Mutual fund prices precision

AC gnucash at acarver.net
Mon Aug 3 17:31:36 EDT 2015


On 2015-08-03 13:50, Colin Law wrote:
> On 3 August 2015 at 21:40, AC <gnucash at acarver.net> wrote:
>>> ...
>>> This means you did not enter in the number of shares correctly...
>>> Either that or your rounding and the institution's rounding are
>>> different.
>>
>> No, I'm entering precisely what is on the statement for the number of
>> shares so both should agree.  It appears that the recomputation is
>> biting me.  I'll just have to let GC compute the price, it just throws
>> off basis information slightly since the price in the statement is not
>> exactly the price in GC.  But at least the other two values will line up.
> 
> Exactly what values are you entering for total and shares and what
> prices are GC and the statement showing?
> 
> Colin
> 
As an example, a purchase of 136.742 shares (same precision as the
statement) for a total price of $650.89 (also same precision) and the
price per share is 4.759 on the statement and 4.75999 in GC.  The
statement lists prices per share to three decimals.  There is probably
internal rounding on their system that I can not see because no
statement or other record shows more than three decimals of price.
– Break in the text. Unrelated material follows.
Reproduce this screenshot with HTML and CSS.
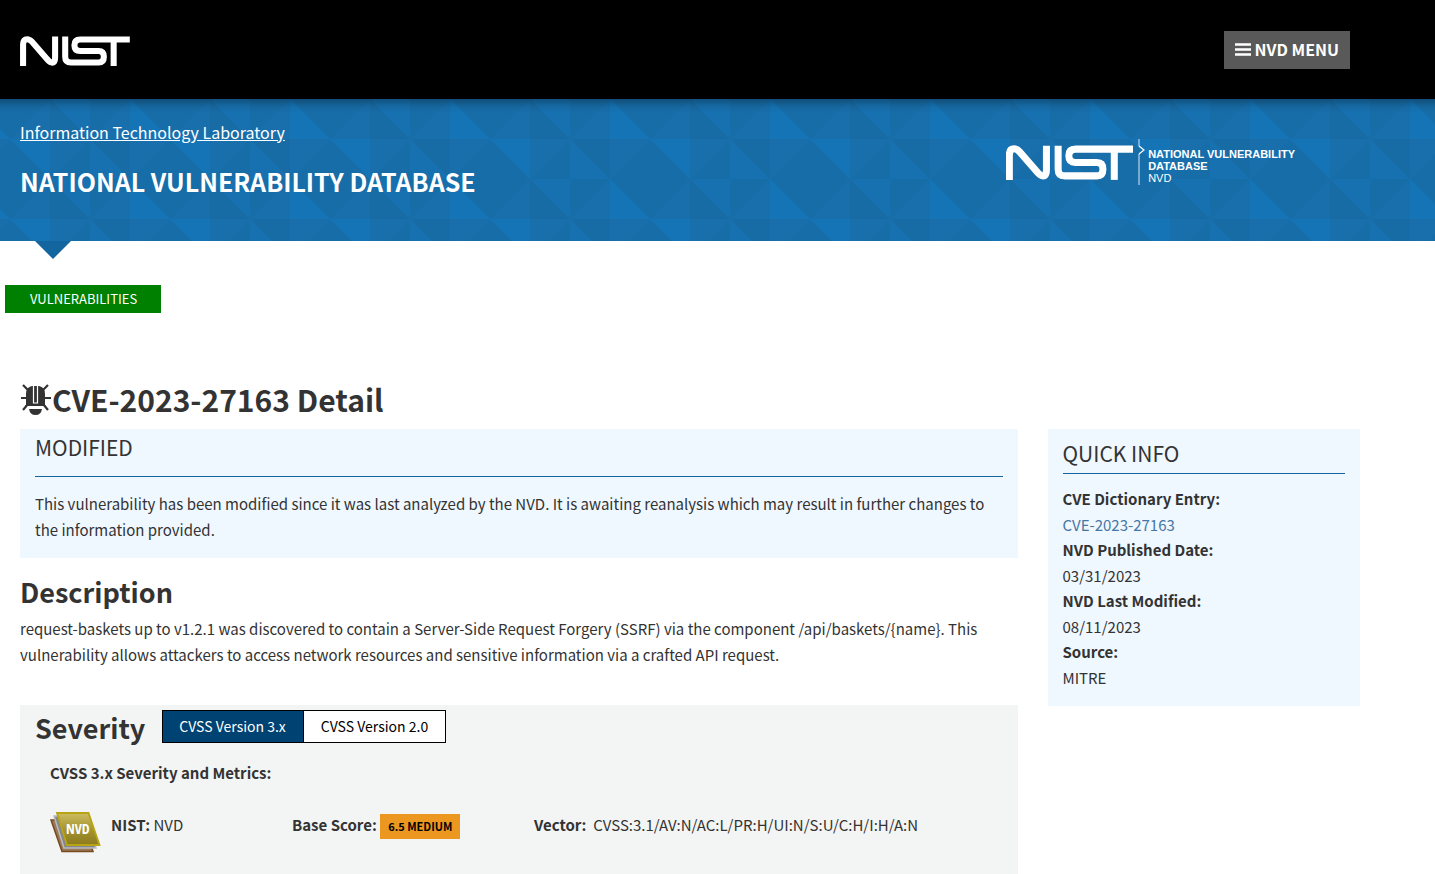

I don't have the paper statements in front of me at the moment but
there's another example I can show where a rounding is happening, too
(the above looks like a truncation) where GC's value is lower than the
statement value.

I do have another which is an initial conversion (sell off an old fund
and buy into a new one at one-for-one) which the shares are 429.545,
total buy-in is 429.55 and the price works out to 1.00001.

I'll just live with the price weirdness unless I can somehow get the
internal totals to have more significant figures.